EXERCISE AIM
Look through the material below, count the lines containing the word "React", and state only the count.
____ PROVIDED MATERIAL
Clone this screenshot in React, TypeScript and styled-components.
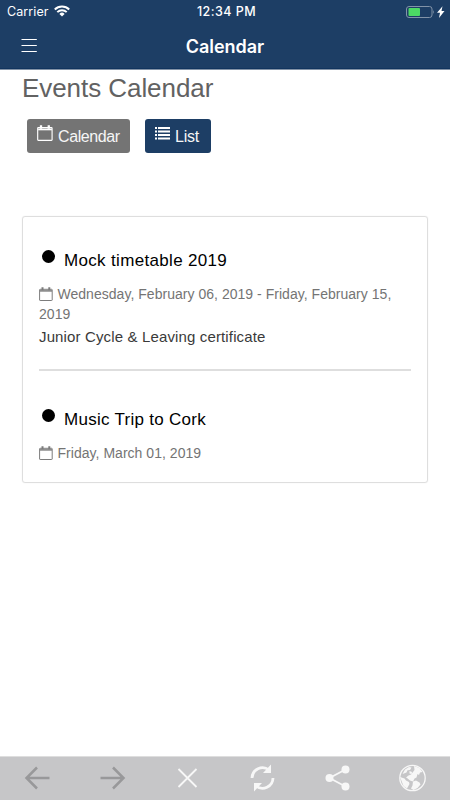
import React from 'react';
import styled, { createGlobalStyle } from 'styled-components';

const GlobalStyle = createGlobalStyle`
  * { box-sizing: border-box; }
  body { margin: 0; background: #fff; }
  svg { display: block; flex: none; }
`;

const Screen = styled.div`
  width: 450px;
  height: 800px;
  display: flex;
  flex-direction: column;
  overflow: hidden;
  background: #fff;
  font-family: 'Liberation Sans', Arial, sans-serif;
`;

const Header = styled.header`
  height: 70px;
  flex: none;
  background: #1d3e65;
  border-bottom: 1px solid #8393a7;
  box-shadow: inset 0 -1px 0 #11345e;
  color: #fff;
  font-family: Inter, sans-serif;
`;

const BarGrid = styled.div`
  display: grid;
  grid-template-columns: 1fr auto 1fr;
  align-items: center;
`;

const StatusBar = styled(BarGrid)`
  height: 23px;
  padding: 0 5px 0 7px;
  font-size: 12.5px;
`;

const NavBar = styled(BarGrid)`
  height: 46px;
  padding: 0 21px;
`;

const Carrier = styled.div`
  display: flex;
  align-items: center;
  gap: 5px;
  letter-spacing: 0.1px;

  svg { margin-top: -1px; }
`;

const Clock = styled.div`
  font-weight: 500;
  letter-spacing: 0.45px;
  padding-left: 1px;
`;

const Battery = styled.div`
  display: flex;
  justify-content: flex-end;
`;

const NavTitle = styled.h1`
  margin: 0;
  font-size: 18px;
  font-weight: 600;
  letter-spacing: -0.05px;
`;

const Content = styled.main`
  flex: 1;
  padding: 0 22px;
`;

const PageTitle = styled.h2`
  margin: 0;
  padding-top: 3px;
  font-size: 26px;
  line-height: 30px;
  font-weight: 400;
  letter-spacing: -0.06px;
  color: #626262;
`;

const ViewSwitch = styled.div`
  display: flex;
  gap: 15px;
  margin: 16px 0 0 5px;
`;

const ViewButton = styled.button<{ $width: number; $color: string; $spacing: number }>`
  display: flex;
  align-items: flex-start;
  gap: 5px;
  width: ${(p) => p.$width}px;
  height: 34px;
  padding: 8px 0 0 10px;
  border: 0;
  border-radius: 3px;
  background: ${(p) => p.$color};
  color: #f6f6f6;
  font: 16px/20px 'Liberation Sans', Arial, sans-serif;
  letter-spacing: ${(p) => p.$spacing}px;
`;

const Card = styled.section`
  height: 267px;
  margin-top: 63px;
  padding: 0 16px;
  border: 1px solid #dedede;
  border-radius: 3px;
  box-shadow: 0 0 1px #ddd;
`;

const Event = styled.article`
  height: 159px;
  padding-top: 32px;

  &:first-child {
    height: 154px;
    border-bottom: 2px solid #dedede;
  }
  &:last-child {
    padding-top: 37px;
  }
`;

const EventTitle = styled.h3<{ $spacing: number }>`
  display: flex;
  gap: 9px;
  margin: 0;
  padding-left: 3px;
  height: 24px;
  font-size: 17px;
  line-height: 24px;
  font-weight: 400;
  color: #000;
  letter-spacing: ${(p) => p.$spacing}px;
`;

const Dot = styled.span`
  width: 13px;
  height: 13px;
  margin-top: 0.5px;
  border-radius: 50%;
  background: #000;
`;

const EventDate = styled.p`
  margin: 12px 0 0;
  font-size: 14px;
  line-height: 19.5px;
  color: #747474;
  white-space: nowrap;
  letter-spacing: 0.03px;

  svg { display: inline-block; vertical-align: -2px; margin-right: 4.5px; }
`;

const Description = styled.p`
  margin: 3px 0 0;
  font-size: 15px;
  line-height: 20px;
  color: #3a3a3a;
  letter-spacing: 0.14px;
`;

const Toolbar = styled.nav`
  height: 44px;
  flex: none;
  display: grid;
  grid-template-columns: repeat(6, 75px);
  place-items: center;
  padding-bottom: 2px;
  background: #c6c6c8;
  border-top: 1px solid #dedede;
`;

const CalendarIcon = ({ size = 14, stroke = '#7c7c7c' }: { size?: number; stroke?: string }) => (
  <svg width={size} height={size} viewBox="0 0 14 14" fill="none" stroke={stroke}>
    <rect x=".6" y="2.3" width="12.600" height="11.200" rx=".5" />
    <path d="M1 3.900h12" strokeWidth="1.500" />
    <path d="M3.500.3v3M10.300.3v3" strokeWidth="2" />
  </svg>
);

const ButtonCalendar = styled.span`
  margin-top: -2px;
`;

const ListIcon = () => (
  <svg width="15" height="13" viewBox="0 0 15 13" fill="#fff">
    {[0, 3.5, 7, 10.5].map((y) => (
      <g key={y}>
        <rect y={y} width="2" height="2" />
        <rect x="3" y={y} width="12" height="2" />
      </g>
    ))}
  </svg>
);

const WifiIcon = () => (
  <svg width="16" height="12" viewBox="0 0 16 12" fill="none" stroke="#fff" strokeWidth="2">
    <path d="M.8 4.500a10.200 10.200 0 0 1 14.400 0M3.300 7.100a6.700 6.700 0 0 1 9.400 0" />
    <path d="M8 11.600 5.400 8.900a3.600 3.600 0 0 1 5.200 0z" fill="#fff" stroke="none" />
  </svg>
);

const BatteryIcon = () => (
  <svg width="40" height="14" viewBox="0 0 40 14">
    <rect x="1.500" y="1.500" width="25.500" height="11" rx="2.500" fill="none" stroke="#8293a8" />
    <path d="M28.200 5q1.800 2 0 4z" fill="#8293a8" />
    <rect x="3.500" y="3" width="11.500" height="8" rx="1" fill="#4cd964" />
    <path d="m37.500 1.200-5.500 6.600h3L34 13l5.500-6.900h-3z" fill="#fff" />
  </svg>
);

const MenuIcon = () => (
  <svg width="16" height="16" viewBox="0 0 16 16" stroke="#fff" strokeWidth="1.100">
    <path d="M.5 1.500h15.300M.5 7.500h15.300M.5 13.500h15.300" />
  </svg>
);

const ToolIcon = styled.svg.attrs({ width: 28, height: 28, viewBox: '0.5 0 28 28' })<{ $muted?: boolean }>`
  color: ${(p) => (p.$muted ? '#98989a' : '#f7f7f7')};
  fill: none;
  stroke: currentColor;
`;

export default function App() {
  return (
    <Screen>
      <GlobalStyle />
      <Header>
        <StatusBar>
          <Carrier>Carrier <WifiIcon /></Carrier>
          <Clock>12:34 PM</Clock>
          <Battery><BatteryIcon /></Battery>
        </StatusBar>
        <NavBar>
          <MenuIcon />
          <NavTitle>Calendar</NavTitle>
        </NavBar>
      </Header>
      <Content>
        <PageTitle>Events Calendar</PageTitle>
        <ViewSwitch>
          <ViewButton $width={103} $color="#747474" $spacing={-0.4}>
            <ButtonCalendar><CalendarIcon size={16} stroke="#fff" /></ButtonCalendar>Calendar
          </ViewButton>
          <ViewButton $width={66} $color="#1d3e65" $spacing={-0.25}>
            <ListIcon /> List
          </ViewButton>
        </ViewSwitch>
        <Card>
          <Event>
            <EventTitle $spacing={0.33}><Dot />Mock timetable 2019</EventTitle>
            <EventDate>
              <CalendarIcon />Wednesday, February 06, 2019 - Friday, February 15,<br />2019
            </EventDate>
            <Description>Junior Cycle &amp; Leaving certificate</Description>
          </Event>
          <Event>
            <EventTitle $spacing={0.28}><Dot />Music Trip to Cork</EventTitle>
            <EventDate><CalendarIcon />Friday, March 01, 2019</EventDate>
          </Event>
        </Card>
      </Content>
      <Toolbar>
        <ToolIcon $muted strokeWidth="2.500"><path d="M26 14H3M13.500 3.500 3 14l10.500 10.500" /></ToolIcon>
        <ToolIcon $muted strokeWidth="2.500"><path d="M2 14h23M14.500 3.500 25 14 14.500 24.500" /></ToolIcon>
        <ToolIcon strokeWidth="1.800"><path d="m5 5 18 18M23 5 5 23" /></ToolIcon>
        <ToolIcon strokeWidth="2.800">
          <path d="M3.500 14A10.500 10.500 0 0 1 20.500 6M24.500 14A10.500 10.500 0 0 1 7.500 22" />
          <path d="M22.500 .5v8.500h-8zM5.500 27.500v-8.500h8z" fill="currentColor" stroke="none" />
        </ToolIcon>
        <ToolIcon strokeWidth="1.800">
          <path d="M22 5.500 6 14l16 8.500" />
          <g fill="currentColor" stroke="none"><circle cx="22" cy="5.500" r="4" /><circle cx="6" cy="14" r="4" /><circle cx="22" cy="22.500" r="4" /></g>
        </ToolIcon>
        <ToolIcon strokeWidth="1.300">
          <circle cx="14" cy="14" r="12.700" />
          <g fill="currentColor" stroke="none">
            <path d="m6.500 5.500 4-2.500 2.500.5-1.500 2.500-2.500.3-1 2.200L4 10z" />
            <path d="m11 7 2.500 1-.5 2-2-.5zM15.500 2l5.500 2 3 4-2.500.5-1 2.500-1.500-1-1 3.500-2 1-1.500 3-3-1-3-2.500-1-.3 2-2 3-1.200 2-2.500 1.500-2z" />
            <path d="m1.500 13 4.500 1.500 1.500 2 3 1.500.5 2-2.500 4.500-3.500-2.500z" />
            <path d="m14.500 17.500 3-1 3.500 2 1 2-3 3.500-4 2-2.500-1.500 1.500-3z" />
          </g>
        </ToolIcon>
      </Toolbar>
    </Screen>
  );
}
________
THE RESULT
2